The IMF last week raised its forecast for emerging-market growth this year to 6.8 percent from an April estimate of 6.3 percent. In contrast, the Washington-based body expects the 16 countries which share the euro to expand 1 percent this year, and the U.S. to grow 3.3 percent.
Still, “emerging markets will be an inadequate substitute for fading demand from the EU and U.S.,” said Tom Orlik, Beijing-based economist at Stone & McCarthy Research Associates. He estimates Brazil, India and Russia bought about 5 percent of Chinese exports in 2009.
Tax Rebates
A bigger-than-forecast drop in consumer borrowing in the U.S. in May and comments from Marks & Spencer Group Plc, the U.K.’s largest clothing retailer, last week that it’s “cautious” about the outlook for consumer spending in Britain, add to evidence exports to developed economies may slow.
The scrapping of tax rebates on a range of goods including steel products from July 15 may also hurt overseas sales.
“We suspect stronger-than-expected exports might be the result of the frontloading of commodity-intensive product exports as a result” of the tax change, Goldman Sachs economist Song Yu wrote in an e-mailed note on July 10. Steel- product exports more than doubled in the first six months, the customs bureau said July 10, without giving a year-earlier comparison for June.
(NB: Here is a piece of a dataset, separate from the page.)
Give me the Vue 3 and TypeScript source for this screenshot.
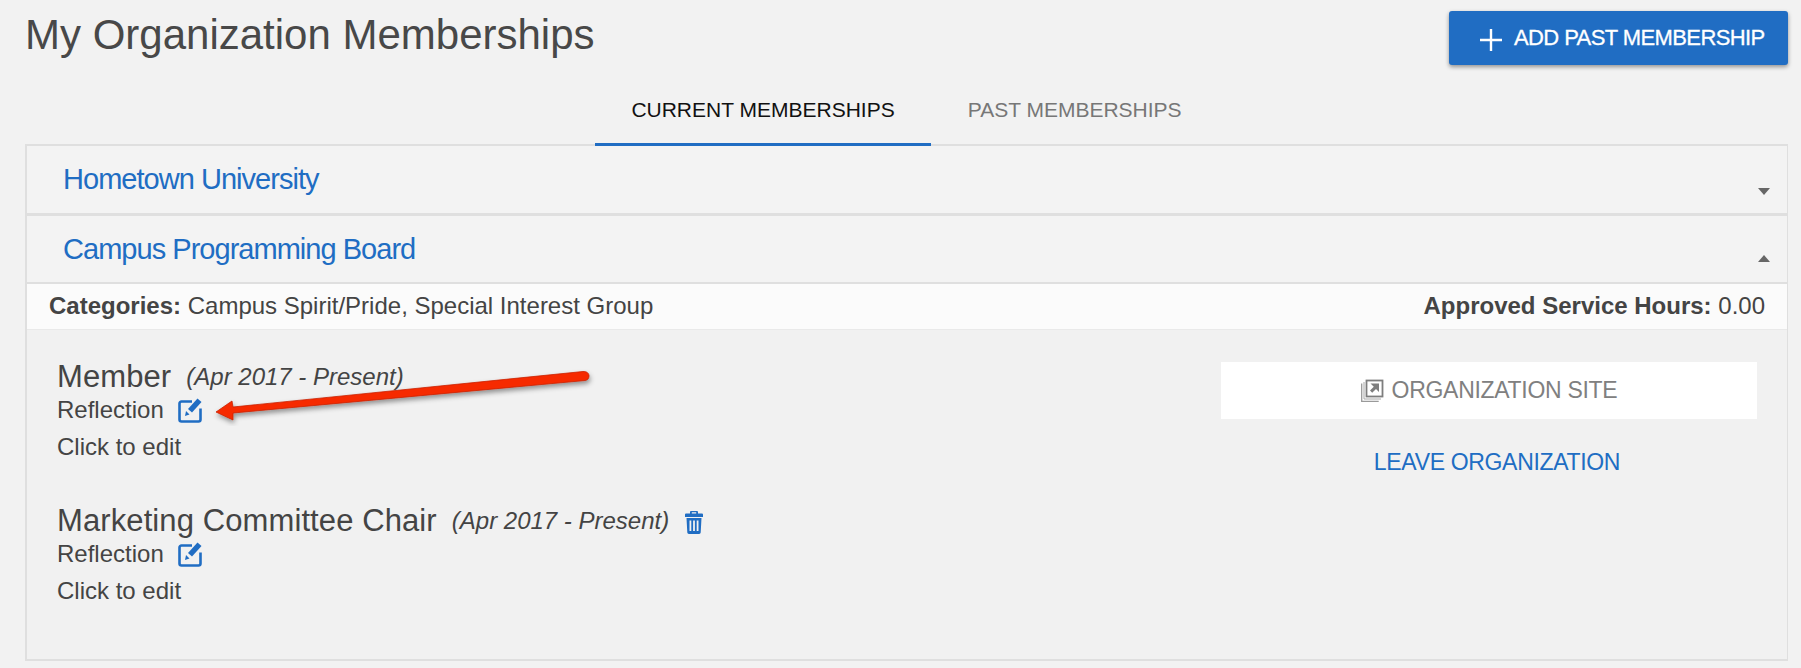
<script setup lang="ts">
interface Role {
  title: string
  dates: string
  removable: boolean
}

const roles: Role[] = [
  { title: 'Member', dates: '(Apr 2017 - Present)', removable: false },
  { title: 'Marketing Committee Chair', dates: '(Apr 2017 - Present)', removable: true },
]
</script>

<template>
  <div class="page">
    <header class="top">
      <h1 class="title">My Organization Memberships</h1>
      <button class="add-btn" type="button">
        <svg class="plus" viewBox="0 0 22 22" width="22" height="22" aria-hidden="true">
          <path d="M11 0v22M0 11h22" stroke="#fff" stroke-width="2.4" fill="none" />
        </svg>
        <span>ADD PAST MEMBERSHIP</span>
      </button>
    </header>

    <nav class="tabs">
      <a class="tab active">CURRENT MEMBERSHIPS</a>
      <a class="tab">PAST MEMBERSHIPS</a>
    </nav>

    <section class="accordion">
      <div class="panel-head">
        <span class="org">Hometown University</span>
        <span class="caret down"></span>
      </div>
      <div class="panel-head second">
        <span class="org">Campus Programming Board</span>
        <span class="caret up"></span>
      </div>

      <div class="meta">
        <span><b>Categories:</b> Campus Spirit/Pride, Special Interest Group</span>
        <span><b>Approved Service Hours:</b> 0.00</span>
      </div>

      <div class="body">
        <div class="roles">
          <article v-for="role in roles" :key="role.title" class="role">
            <div class="role-line">
              <span class="role-title">{{ role.title }}</span>
              <em class="dates">{{ role.dates }}</em>
              <svg v-if="role.removable" class="trash" viewBox="0 0 18 23" width="18" height="23" aria-hidden="true">
                <path fill="#206dc3" d="M6 0h6a1 1 0 0 1 1 1v1.5h4a1 1 0 0 1 1 1V6H0V3.500a1 1 0 0 1 1-1h4V1a1 1 0 0 1 1-1zm.8 1.300v1.200h4.400V1.300z" />
                <path fill="#206dc3" fill-rule="evenodd" d="M1.500 7h15l-.8 14.500A1.600 1.600 0 0 1 14.100 23H3.900a1.600 1.600 0 0 1-1.600-1.500zM4.500 9.500v10.500h1.800V9.500zm3.600 0v10.500h1.800V9.500zm3.600 0v10.500h1.800V9.500z" />
              </svg>
            </div>
            <div class="reflection">
              <span>Reflection</span>
              <svg class="edit" viewBox="0 0 25 25" width="25" height="25" aria-hidden="true">
                <path d="M14 3.500H3.500a2 2 0 0 0-2 2v16a2 2 0 0 0 2 2h17a2 2 0 0 0 2-2V10.500" fill="none" stroke="#206dc3" stroke-width="2.600" />
                <path d="M19.500 0.500l4 3.500-9.500 10.500-4-3.500z" fill="#206dc3" />
                <path d="M8 13l3.500 3.500-4.500 1.500z" fill="#206dc3" />
              </svg>
            </div>
            <p class="click">Click to edit</p>
          </article>
        </div>

        <aside class="actions">
          <a class="site">
            <svg viewBox="0 0 23 23" width="23" height="23" aria-hidden="true">
              <rect x="5.500" y="1.500" width="16" height="16" fill="none" stroke="#7e7e7e" stroke-width="1.800" />
              <path d="M.7 4.500v18h17" fill="none" stroke="#9a9a9a" stroke-width="1.300" />
              <path d="M3 3v17h17" fill="none" stroke="#a8a8a8" stroke-width="1" />
              <path d="M9.500 4.500h8.500V13l-3-3-3.800 3.800-2.200-2.200 3.800-3.800z" fill="#7e7e7e" />
            </svg>
            <span>ORGANIZATION SITE</span>
          </a>
          <a class="leave">LEAVE ORGANIZATION</a>
        </aside>
      </div>
    </section>

    <svg class="arrow" viewBox="0 0 400 60" width="400" height="60" aria-hidden="true">
      <defs>
        <filter id="arrow-shadow" x="-5%" y="-30%" width="110%" height="180%">
          <feDropShadow dx="1" dy="3" stdDeviation="2.500" flood-color="#000" flood-opacity="0.4" />
        </filter>
      </defs>
      <path
        d="M386 5.500 C390 5.200 392 7.500 392 10 C392 12.500 390.500 14.200 388 14.500 L36 47 L36 54 L19 46 L35 35 L36 41 Z"
        fill="#f62a00"
        stroke="#c92200"
        stroke-width="0.800"
        filter="url(#arrow-shadow)"
      />
    </svg>
  </div>
</template>

<style>
html,
body {
  margin: 0;
  background: #f1f1f1;
}
</style>

<style scoped>
.page {
  position: relative;
  box-sizing: border-box;
  width: 1801px;
  height: 668px;
  padding: 0 13px 0 25px;
  background: #f2f2f2;
  font-family: "Liberation Sans", Arial, sans-serif;
  color: #444;
  overflow: hidden;
}

.top {
  display: flex;
  justify-content: space-between;
  align-items: flex-start;
  height: 78px;
  padding-top: 11px;
  box-sizing: border-box;
}

.title {
  margin: 1px 0 0 0;
  font-size: 42px;
  line-height: 46px;
  font-weight: 400;
  color: #484848;
}

.add-btn {
  display: flex;
  align-items: center;
  justify-content: flex-start;
  gap: 12px;
  width: 339px;
  height: 54px;
  border: 0;
  border-radius: 3px;
  background: #206dc3;
  color: #fff;
  font: 400 22px "Liberation Sans", Arial, sans-serif;
  letter-spacing: -0.6px;
  -webkit-text-stroke: 0.3px #fff;
  box-shadow: 0 2px 4px rgba(0, 0, 0, 0.4);
  padding: 0 0 0 31px;
}

.plus {
  margin-top: 3px;
}

.tabs {
  display: flex;
  justify-content: center;
  height: 68px;
  box-sizing: border-box;
  position: relative;
  z-index: 1;
}

.tab {
  box-sizing: border-box;
  padding: 19px 36.500px 0;
  font-size: 21px;
  line-height: 26px;
  color: #777;
  border-bottom: 3px solid transparent;
}

.tab.active {
  color: #111;
  border-bottom-color: #206dc3;
}

.accordion {
  margin-top: -2px;
  border: 2px solid #dfdfdf;
  border-width: 2px 1px 2px 2px;
}

.panel-head {
  position: relative;
  display: flex;
  align-items: center;
  height: 67px;
  padding-left: 36px;
  background: #f3f3f3;
  border-bottom: 3px solid #dfdfdf;
  box-sizing: content-box;
}

.panel-head.second {
  height: 66px;
  border-bottom-width: 2px;
}

.org {
  font-size: 29px;
  letter-spacing: -0.97px;
  color: #206dc3;
}

.caret {
  position: absolute;
  right: 17px;
  width: 0;
  height: 0;
  border-left: 6.500px solid transparent;
  border-right: 6.500px solid transparent;
}

.caret.down {
  top: 42px;
  border-top: 7px solid #666;
}

.caret.up {
  top: 39px;
  border-bottom: 7px solid #666;
}

.meta {
  display: flex;
  justify-content: space-between;
  align-items: center;
  height: 45px;
  padding: 0 22px 2px 22px;
  box-sizing: border-box;
  background: #fbfbfb;
  font-size: 24px;
  color: #444;
}

.body {
  display: flex;
  justify-content: space-between;
  height: 330px;
  box-sizing: border-box;
  background: #f1f1f1;
  border-top: 1px solid #e9e9e9;
  padding: 31px 30px 0 30px;
}

.role {
  margin-bottom: 38px;
}

.role-line {
  display: flex;
  align-items: center;
  height: 32px;
}

.role-title {
  font-size: 31px;
  letter-spacing: 0.1px;
}

.dates {
  margin-left: 15px;
  font-size: 24px;
}

.trash {
  margin-left: 16px;
  margin-top: 2px;
}

.reflection {
  display: flex;
  align-items: center;
  gap: 14px;
  height: 34px;
  font-size: 24px;
}

.click {
  margin: 0;
  height: 40px;
  line-height: 40px;
  font-size: 24px;
}

.actions {
  display: flex;
  flex-direction: column;
  align-items: center;
  width: 536px;
  margin-top: 1px;
}

.site {
  display: flex;
  align-items: center;
  justify-content: center;
  gap: 8px;
  width: 100%;
  height: 57px;
  background: #fff;
  color: #808080;
  font-size: 23px;
  letter-spacing: -0.3px;
}

.leave {
  margin: 30px 0 0 16px;
  font-size: 23px;
  letter-spacing: -0.33px;
  color: #206dc3;
}

.arrow {
  position: absolute;
  left: 197px;
  top: 366px;
}
</style>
Import growth slowed for a third month in June from a year earlier, and the volume of iron-ore and copper purchases by Chinese companies showed their third monthly decline, customs bureau data showed, indicating the domestic economy is responding to government curbs on lending and investment in property and energy-intensive industries.
Weak Demand
Manufacturing expansion slowed for a second month in June as output and export orders weakened, a purchasing managers’ index from the Federation of Logistics & Purchasing showed.
Money supply growth last month moderated for the seventh straight month and new yuan-denominated loans of 603.4 billion yuan ($89 billion) in June were the smallest in three months, central bank data showed yesterday. The nation’s record foreign-exchange reserves grew at the slowest pace in 11 years in the second quarter to $2.45 trillion, according to the data.
Companies including Jiangsu Shagang Group Co. and Nanjing Iron & Steel Co. have put off iron-ore purchases, choosing to run down inventories. Steelmakers are likely to cut output this quarter because of weak demand from auto and appliance makers, Xu Lejiang, chairman of Baosteel Group Corp., the country’s second-biggest mill, said June 8.
In the past two months, economists have cut their estimates for China’s economic expansion after the government curbed bank lending and cracked down on speculation in the real-estate market that helped push housing prices to records.
Yuan Pressure
Growth may decelerate to 9 percent in the fourth quarter, from 11.9 percent in the January-March period, according to a Bloomberg survey of economists. The statistics bureau is due to announce second-quarter gross domestic product data this week.
The surge in exports in June and the doubling of the trade surplus may prompt U.S. lawmakers to intensify pressure on China to step up the pace of yuan appreciation even as the outlook for overseas demand cools, economists said.
Seasonally adjusted exports in June rose 4.2 percent from May after gaining more than 10 percent in the previous two months.
“The month-on-month data shows that the rebound momentum is losing steam,” said Mizuho’s Shen, who previously worked at the International Monetary Fund and the European Central Bank. With export growth possibly dropping to less than 10 percent later this year, “the government may strictly control the pace of the yuan’s gain, or even allow some depreciation of the currency if export data deteriorates too sharply,” he said.
Trade Deficit
China on June 19 indicated it was ending the yuan’s two- year peg to the U.S. dollar and has since allowed it to appreciate 0.8 percent. Still, the U.S. Treasury Department said July 8 the Chinese currency “remains undervalued.”
“China has reported another strong trade surplus, and next week we are going to see another large U.S. trade deficit. This contrast will likely add to the international pressure on Beijing to allow further currency gains to make a bigger contribution to global growth,” said Brian Jackson, a Hong Kong-based strategist at Royal Bank of Canada.